The Bush administration’s education proposals to give school vouchers and to cut funding for public schools that don’t make the standardized test grade are little more than an extension of the white flight that has resegregated the schools into the haves that live in the wealthy suburbs and the have nots who live everyplace else. Moreover, the whole idea is based on a naive understanding of what our schools, and more specifically, what our teachers (who are the unnamed targets of these anti-school lambasts), are really charged with doing. This focus on standardized tests as a panacea for all our nation’s educational woes assumes that students come into the classroom as obedient, blank hard drives that need only to have information typed in and the save key hit for the acquisition of knowledge to be accomplished. This is a nice fantasy but it has no bearing on reality.
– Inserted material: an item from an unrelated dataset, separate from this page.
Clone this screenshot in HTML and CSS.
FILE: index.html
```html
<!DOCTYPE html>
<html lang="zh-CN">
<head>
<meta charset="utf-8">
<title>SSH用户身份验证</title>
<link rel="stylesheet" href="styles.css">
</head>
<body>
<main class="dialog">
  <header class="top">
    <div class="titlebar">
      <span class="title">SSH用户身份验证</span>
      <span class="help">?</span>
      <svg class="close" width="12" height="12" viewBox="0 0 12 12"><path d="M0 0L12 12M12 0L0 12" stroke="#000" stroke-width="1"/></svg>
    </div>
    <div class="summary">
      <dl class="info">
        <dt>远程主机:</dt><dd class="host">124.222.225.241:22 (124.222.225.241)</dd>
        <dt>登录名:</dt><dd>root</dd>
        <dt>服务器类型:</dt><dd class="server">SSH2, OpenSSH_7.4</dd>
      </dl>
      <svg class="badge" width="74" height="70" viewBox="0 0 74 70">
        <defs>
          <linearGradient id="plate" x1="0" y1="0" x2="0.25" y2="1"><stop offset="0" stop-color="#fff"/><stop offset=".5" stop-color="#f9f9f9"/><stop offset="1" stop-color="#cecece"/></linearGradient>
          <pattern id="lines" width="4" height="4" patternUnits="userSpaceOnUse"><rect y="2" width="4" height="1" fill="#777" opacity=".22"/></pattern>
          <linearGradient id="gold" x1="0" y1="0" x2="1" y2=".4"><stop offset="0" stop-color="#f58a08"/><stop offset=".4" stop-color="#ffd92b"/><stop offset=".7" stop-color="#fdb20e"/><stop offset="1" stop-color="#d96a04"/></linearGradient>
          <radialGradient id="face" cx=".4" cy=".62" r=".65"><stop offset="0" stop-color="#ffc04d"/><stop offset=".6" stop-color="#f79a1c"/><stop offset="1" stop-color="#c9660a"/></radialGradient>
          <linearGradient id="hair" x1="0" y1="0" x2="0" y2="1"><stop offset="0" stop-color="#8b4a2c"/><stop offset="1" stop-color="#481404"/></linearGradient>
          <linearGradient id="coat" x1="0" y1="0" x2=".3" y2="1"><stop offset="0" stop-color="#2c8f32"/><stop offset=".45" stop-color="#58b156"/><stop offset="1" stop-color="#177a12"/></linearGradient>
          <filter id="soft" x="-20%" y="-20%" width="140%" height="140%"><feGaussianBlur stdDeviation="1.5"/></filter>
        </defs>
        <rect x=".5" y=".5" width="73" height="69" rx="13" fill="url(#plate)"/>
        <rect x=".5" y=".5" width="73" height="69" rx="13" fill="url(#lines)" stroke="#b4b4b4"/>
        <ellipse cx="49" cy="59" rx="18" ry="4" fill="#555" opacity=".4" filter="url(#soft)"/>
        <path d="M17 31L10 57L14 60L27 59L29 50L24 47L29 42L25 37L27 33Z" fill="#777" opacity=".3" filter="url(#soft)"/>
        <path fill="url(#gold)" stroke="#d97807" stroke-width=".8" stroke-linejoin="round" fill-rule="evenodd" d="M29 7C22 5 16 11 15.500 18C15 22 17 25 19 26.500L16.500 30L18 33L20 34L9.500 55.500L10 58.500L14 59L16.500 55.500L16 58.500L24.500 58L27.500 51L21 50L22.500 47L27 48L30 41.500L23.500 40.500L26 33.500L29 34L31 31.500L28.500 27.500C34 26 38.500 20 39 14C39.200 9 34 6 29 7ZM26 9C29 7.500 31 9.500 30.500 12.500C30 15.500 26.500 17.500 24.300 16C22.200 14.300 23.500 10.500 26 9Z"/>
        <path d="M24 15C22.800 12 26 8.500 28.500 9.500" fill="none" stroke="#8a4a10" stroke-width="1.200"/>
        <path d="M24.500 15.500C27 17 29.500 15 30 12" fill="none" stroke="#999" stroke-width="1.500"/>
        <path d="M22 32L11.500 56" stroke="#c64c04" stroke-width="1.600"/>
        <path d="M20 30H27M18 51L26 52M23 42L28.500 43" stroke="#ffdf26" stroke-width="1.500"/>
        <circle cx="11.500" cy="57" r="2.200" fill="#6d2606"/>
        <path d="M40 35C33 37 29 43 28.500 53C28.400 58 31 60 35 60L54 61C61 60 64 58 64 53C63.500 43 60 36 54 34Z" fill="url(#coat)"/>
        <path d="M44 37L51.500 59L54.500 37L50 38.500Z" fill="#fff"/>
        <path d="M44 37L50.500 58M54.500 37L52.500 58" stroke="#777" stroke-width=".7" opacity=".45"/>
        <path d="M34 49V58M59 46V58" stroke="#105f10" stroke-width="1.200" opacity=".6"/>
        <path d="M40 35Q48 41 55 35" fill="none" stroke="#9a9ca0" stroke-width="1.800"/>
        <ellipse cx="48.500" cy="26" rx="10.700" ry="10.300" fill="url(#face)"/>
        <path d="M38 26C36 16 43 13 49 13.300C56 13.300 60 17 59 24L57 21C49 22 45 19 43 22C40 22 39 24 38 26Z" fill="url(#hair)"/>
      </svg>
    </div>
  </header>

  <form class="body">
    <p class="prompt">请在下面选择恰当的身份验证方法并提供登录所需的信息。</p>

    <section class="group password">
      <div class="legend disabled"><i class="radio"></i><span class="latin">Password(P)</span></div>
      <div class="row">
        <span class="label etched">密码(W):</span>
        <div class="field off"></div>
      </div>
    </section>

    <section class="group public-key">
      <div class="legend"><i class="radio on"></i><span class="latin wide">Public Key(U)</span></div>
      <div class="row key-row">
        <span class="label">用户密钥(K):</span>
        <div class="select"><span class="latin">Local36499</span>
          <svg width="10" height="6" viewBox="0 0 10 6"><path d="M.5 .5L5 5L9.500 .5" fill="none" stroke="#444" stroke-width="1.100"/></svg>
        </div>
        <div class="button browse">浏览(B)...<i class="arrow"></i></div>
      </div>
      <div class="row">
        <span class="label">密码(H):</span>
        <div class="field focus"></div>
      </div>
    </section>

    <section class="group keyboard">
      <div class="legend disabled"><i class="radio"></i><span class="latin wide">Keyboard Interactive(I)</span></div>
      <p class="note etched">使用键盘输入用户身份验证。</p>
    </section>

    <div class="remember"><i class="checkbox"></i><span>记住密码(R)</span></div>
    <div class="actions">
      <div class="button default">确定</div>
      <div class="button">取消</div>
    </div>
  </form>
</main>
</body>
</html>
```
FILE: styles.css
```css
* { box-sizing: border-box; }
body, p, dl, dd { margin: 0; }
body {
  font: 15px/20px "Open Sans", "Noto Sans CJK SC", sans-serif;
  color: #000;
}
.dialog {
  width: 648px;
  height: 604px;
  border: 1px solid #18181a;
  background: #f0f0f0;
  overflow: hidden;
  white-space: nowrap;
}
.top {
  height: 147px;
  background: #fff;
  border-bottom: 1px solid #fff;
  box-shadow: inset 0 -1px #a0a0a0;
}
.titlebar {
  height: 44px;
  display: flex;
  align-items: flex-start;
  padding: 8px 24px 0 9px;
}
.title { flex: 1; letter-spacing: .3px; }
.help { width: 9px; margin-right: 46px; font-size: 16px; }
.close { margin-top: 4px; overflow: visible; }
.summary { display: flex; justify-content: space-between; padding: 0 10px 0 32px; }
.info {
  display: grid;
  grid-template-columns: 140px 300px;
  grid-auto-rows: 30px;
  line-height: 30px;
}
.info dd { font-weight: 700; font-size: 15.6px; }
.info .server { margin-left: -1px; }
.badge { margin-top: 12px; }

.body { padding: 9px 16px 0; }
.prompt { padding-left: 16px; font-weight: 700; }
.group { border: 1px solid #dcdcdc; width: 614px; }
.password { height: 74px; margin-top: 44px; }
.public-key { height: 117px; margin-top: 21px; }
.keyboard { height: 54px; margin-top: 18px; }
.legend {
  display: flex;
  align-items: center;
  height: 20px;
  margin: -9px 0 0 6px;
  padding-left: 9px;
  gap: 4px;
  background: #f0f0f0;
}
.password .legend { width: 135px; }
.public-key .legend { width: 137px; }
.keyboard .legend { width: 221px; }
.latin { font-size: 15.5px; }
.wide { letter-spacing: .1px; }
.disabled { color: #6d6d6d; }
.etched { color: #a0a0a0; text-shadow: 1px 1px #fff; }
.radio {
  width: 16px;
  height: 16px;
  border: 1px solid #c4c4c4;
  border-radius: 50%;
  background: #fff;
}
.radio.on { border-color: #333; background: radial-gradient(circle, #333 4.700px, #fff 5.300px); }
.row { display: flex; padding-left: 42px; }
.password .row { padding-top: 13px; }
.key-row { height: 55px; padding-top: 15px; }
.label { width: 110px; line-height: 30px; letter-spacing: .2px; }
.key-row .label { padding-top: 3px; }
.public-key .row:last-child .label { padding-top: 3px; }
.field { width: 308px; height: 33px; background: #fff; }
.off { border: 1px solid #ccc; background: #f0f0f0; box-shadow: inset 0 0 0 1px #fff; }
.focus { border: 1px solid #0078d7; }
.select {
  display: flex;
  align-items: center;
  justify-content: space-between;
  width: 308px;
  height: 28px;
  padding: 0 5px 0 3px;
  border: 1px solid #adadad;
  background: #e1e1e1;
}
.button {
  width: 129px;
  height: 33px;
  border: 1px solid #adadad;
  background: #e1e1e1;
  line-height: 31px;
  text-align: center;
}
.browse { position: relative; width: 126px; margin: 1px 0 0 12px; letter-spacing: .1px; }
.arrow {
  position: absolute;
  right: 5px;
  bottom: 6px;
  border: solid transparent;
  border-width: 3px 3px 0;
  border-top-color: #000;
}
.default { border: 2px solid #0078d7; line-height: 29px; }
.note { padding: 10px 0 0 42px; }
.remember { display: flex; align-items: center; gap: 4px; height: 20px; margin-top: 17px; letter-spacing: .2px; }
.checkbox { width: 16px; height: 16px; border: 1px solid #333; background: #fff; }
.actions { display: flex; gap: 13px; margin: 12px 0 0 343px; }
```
The reality is that students are living, breathing beings whose lives are often cluttered with the messy reality of life. Many students who line the halls of our schools come from damaged families and damaged communities. Some come from violent homes where they watch their mother’s husband or boyfriend beat her. A tragic number of our nation’s youth have been abused themselves, burned with cigarettes, burned with irons, beaten with anything available, and/or sexually molested or raped. It is not uncommon for children who witness or experience abuse at home to either express their pain at school by acting out to the point that no one can learn anything, or to dissociate and/or disconnect from everything so that they spend their days lost in a complete fog. In addition, poverty scars the lives of many students in our public school systems. Some students don’t even have a home to go to at the end of the day, and many don’t get enough to eat. Go To Page: 1 2
The copyright of the article Open Season On Our Schools in Gender & Society is owned by . Permission to republish Open Season On Our Schools in print or online must be granted by the author in writing.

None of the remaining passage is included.